Convém sublinhar, uma vez mais, que da mesma forma que o sistema nega o excluído e o coloca à margem, também o excluído, com o tempo, passará a negar o sistema em dupla dimensão. Do ponto de vista negativo, o rechaça tanto quanto é por ele rechaçado, acumulando forças para enfretá-lo na primeira oportunidade. Do ponto de vista positivo, infiltra-se através de suas brechas, minando-lhe a resistência e buscando, ao mesmo tempo, alternativas ao status quo. Verifica-se aqui uma passagem de uma revolta, não raro solitária, repressa e contida, a uma forma de organização, por mais que esta seja ainda incipiente. Em termos figurados, os excluídos se tornam-se “hóspedes inquietantes”, os quais, nos subterrâneos, periferias e grotões longínquos da sociedade, lenta mas tenazmente corróem as colunas e vigas mestras do edifício chamado sistema. Corróem negativamente, porém, positivamente, e à medida que reúne forças e toma consciência da situação, arquiteta e põe em prática novas vias de saída.

Isso nos adverte que nenhum sistema, por mais forte, sólido e articulado que seja, consegue domesticar e manipular por longo tempo a energia represada de uma multidão excluída. Pode até apossar-se de suas palavras de ordem, de suas bandeiras, tentando neutralizá-las. Mas o silêncio ressentido e humilhado, da mesma forma que a água represada, mantém-se além e imune às manobras neutralizadoras do sistema. Trata-se de uma espécie de silêncio que, quando transformado em palavra viva e consciente, converte-se igualmente em ação mobilizadora.

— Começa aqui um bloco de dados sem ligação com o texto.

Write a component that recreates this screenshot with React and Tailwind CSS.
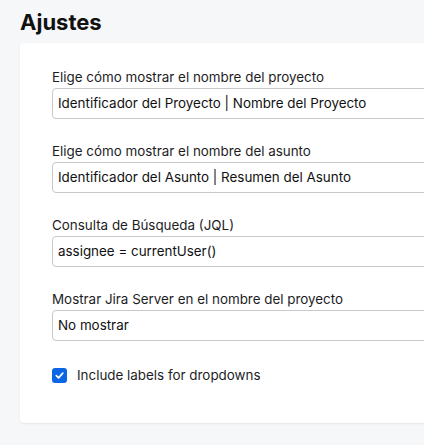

Nada o detém, como nada é capaz de deter a força da água que rompe os diques. Nada pode o sistema contra esse silêncio transfigurado em palavra/ação.

Profetas e protagonistas

Em termos bíblico-teológicos, estamos diante da ideia de que “o verbo que se fez carne e veio habitar entre nós”, ou da força do espírito que entra nas coordenadas da história para abrir-lhe novos horizontes. Palavra profética e protagonista dos excluídos, a qual, ao mesmo tempo que denuncia o sistema negando-lhe qualquer possibilidade de vida justa, sadia e plena, anuncia a necessidade de uma alternativa. Na carne ferida e no tecido intrincado da história, essa palavra/ação costura novas formas de relações familiares e comunitárias, econômicas e sociais, políticas e culturais – no sentido de construir uma sociedade recriada.

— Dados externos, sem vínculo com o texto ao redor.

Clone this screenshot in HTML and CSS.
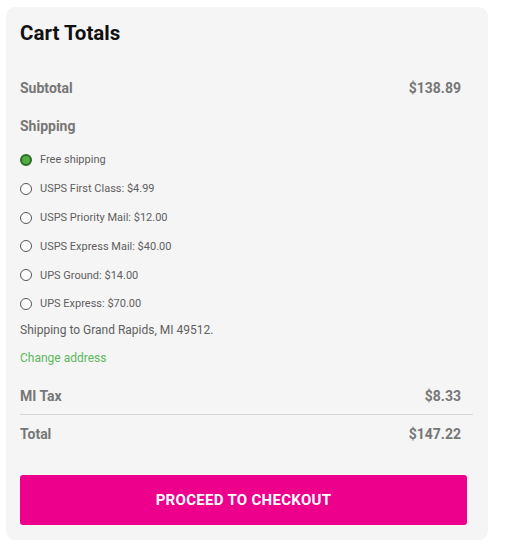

A essa altura, poder-se-ia retomar o conceito de profetismo a partir do familiar binômio perguntas/respostas. Em qualquer transição de sistema ou paradigma, de fato, as respostas costumam faltar, enquando sobram as perguntas. Aqui entra em cena o tema do profetismo. Ao contrário do que muitas vezes se pensa, profeta não é aquele que adivinha o futuro, e sim aquele que se torna capaz de ler em profundidade o presente, desvendado-lhe as potencialidades mais secretas. Tal leitura penetrante, crítica e aguda dos acontecimentos rompe com as ondas superficiais da história, tratando de desventar suas correntes subterâneas.

Dessse modo o profeta, a um só tempo, esconde e revela um segredo: o de que, em geral, as respostas precedem as perguntas. A verdade é que nenhuma pessoa e nenhuma sociedade suportam uma pergunta no vazio, como uma espécie de fantasma pairando sobre um abismo sem fundo. Perguntas não são espectros suspensos no vácuo. Quando se faz uma pergunta, especialmente sobre o significado da vida e da história, é porque, de forma consciente ou inconsciente, já existem no ambiente vestígios de resposta. A pergunta não nasce a partir de uma tabula rasa, a partir do nada. Em lugar disso, surge e se faz sempre mais nítida no labirinto complexo e fragmentário de nossas inquietações existenciais. O fato de formular a pergunta indica, por si só, a intuição de que já se sentem no ar ondas secretas que trazem consigo elementos de resposta. A pergunta, de certa forma, implícita ou explicitamente, respira as potencialidades desconexos de sua própria resposta.

Isso explica a função primordial da pergunta: não tanto levar à descoberta de uma resposta absolutamente nova e inusitada. Seu papel é, antes de tudo, tomar nas mãos aqueles vestígios mais ou menos inconscientes, organizá-los, sistematizá-los e dar-lhes um rumo – na direção de uma resposta que, a rigor, já existe como intuição profunda. A pergunta visa pavimentar o caminho para a resposta que, em maior ou menor grau, já circula nos subterrâneios ocultos da existência e da história. Diz o provérbio que “uma árvore ao tombar faz mais ruído do que uma floresta em crescimento’. Nesta perspectiva, e parafraseando Marx, poderíamos dizer que “o profeta é aquele que é capaz de ouvir a relva crescer”.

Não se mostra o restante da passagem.